→ AIM
Return each line of the data below verbatim; pictures are to be left out.

→ DATASET CONTENT
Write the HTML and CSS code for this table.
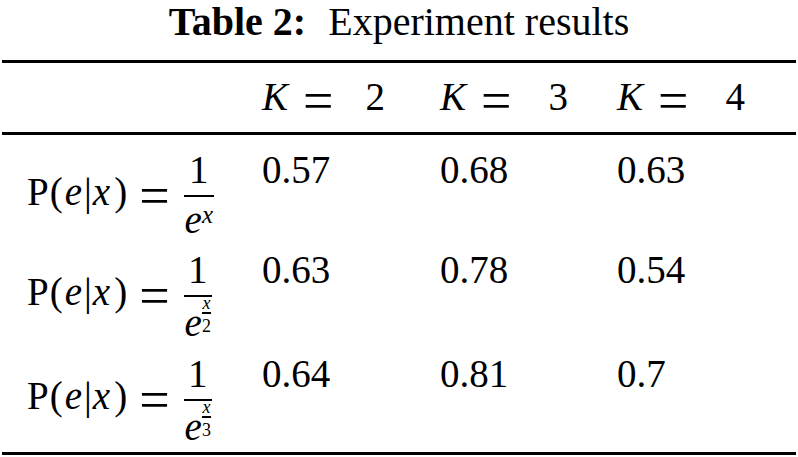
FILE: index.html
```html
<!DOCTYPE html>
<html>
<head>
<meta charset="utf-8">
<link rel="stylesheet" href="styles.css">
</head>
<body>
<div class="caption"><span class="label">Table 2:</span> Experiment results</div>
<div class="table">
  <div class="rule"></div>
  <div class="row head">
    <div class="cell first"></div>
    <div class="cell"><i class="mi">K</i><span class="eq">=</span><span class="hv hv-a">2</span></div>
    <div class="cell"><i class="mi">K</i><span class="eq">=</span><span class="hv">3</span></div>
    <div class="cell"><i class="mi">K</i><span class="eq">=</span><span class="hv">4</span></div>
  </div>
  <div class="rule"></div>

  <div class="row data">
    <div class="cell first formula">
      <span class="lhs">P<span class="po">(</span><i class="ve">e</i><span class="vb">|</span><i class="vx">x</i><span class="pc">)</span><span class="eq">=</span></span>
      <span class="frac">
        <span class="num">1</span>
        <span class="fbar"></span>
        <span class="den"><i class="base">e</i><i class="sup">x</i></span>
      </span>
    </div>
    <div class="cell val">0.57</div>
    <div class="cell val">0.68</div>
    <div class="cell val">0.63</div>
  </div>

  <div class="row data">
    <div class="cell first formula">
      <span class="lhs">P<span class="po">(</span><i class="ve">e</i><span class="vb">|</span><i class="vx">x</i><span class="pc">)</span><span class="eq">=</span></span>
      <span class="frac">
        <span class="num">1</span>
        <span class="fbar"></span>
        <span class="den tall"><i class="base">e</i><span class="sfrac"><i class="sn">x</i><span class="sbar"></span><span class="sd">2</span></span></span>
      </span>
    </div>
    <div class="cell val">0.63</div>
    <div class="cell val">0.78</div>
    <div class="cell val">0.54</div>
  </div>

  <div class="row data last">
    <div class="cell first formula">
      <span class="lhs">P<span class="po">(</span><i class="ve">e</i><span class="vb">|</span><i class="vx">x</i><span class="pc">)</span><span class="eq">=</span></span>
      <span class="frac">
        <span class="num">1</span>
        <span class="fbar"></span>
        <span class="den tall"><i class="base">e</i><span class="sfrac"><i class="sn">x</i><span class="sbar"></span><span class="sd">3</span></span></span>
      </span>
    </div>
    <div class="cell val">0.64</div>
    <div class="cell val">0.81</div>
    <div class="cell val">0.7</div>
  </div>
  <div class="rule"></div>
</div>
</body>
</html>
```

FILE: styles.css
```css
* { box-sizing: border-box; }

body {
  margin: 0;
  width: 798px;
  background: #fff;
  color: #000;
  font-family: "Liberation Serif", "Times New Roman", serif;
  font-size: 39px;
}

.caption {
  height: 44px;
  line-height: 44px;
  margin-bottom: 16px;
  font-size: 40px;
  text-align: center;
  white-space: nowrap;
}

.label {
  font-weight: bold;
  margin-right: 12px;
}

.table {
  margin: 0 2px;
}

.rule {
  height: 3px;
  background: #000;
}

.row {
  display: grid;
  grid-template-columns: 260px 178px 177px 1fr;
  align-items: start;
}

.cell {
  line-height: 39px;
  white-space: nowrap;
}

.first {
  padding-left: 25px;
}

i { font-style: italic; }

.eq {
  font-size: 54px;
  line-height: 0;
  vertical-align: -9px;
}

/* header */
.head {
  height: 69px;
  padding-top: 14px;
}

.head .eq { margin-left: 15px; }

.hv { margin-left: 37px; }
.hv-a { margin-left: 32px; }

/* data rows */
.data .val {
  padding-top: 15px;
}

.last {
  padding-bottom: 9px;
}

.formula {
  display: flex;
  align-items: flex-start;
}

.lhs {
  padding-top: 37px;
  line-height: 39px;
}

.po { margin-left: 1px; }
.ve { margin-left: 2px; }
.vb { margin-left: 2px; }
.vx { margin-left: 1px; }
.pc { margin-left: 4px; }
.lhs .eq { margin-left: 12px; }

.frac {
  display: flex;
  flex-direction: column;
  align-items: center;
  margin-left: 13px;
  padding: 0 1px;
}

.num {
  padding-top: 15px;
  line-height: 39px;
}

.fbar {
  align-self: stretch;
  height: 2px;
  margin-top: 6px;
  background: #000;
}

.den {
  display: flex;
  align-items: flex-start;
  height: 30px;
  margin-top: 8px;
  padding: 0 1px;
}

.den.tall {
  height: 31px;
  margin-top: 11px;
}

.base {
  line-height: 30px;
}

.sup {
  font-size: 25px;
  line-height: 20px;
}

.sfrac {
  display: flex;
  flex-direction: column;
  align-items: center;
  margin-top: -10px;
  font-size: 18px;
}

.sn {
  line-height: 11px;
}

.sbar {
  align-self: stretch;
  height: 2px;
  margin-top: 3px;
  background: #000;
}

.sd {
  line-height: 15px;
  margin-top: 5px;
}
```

→ TASK SOLUTION
Write the HTML and CSS code for this table.
FILE: index.html
```html
<!DOCTYPE html>
<html>
<head>
<meta charset="utf-8">
<link rel="stylesheet" href="styles.css">
</head>
<body>
<div class="caption"><span class="label">Table 2:</span> Experiment results</div>
<div class="table">
  <div class="rule"></div>
  <div class="row head">
    <div class="cell first"></div>
    <div class="cell"><i class="mi">K</i><span class="eq">=</span><span class="hv hv-a">2</span></div>
    <div class="cell"><i class="mi">K</i><span class="eq">=</span><span class="hv">3</span></div>
    <div class="cell"><i class="mi">K</i><span class="eq">=</span><span class="hv">4</span></div>
  </div>
  <div class="rule"></div>

  <div class="row data">
    <div class="cell first formula">
      <span class="lhs">P<span class="po">(</span><i class="ve">e</i><span class="vb">|</span><i class="vx">x</i><span class="pc">)</span><span class="eq">=</span></span>
      <span class="frac">
        <span class="num">1</span>
        <span class="fbar"></span>
        <span class="den"><i class="base">e</i><i class="sup">x</i></span>
      </span>
    </div>
    <div class="cell val">0.57</div>
    <div class="cell val">0.68</div>
    <div class="cell val">0.63</div>
  </div>

  <div class="row data">
    <div class="cell first formula">
      <span class="lhs">P<span class="po">(</span><i class="ve">e</i><span class="vb">|</span><i class="vx">x</i><span class="pc">)</span><span class="eq">=</span></span>
      <span class="frac">
        <span class="num">1</span>
        <span class="fbar"></span>
        <span class="den tall"><i class="base">e</i><span class="sfrac"><i class="sn">x</i><span class="sbar"></span><span class="sd">2</span></span></span>
      </span>
    </div>
    <div class="cell val">0.63</div>
    <div class="cell val">0.78</div>
    <div class="cell val">0.54</div>
  </div>

  <div class="row data last">
    <div class="cell first formula">
      <span class="lhs">P<span class="po">(</span><i class="ve">e</i><span class="vb">|</span><i class="vx">x</i><span class="pc">)</span><span class="eq">=</span></span>
      <span class="frac">
        <span class="num">1</span>
        <span class="fbar"></span>
        <span class="den tall"><i class="base">e</i><span class="sfrac"><i class="sn">x</i><span class="sbar"></span><span class="sd">3</span></span></span>
      </span>
    </div>
    <div class="cell val">0.64</div>
    <div class="cell val">0.81</div>
    <div class="cell val">0.7</div>
  </div>
  <div class="rule"></div>
</div>
</body>
</html>
```

FILE: styles.css
```css
* { box-sizing: border-box; }

body {
  margin: 0;
  width: 798px;
  background: #fff;
  color: #000;
  font-family: "Liberation Serif", "Times New Roman", serif;
  font-size: 39px;
}

.caption {
  height: 44px;
  line-height: 44px;
  margin-bottom: 16px;
  font-size: 40px;
  text-align: center;
  white-space: nowrap;
}

.label {
  font-weight: bold;
  margin-right: 12px;
}

.table {
  margin: 0 2px;
}

.rule {
  height: 3px;
  background: #000;
}

.row {
  display: grid;
  grid-template-columns: 260px 178px 177px 1fr;
  align-items: start;
}

.cell {
  line-height: 39px;
  white-space: nowrap;
}

.first {
  padding-left: 25px;
}

i { font-style: italic; }

.eq {
  font-size: 54px;
  line-height: 0;
  vertical-align: -9px;
}

/* header */
.head {
  height: 69px;
  padding-top: 14px;
}

.head .eq { margin-left: 15px; }

.hv { margin-left: 37px; }
.hv-a { margin-left: 32px; }

/* data rows */
.data .val {
  padding-top: 15px;
}

.last {
  padding-bottom: 9px;
}

.formula {
  display: flex;
  align-items: flex-start;
}

.lhs {
  padding-top: 37px;
  line-height: 39px;
}

.po { margin-left: 1px; }
.ve { margin-left: 2px; }
.vb { margin-left: 2px; }
.vx { margin-left: 1px; }
.pc { margin-left: 4px; }
.lhs .eq { margin-left: 12px; }

.frac {
  display: flex;
  flex-direction: column;
  align-items: center;
  margin-left: 13px;
  padding: 0 1px;
}

.num {
  padding-top: 15px;
  line-height: 39px;
}

.fbar {
  align-self: stretch;
  height: 2px;
  margin-top: 6px;
  background: #000;
}

.den {
  display: flex;
  align-items: flex-start;
  height: 30px;
  margin-top: 8px;
  padding: 0 1px;
}

.den.tall {
  height: 31px;
  margin-top: 11px;
}

.base {
  line-height: 30px;
}

.sup {
  font-size: 25px;
  line-height: 20px;
}

.sfrac {
  display: flex;
  flex-direction: column;
  align-items: center;
  margin-top: -10px;
  font-size: 18px;
}

.sn {
  line-height: 11px;
}

.sbar {
  align-self: stretch;
  height: 2px;
  margin-top: 3px;
  background: #000;
}

.sd {
  line-height: 15px;
  margin-top: 5px;
}
```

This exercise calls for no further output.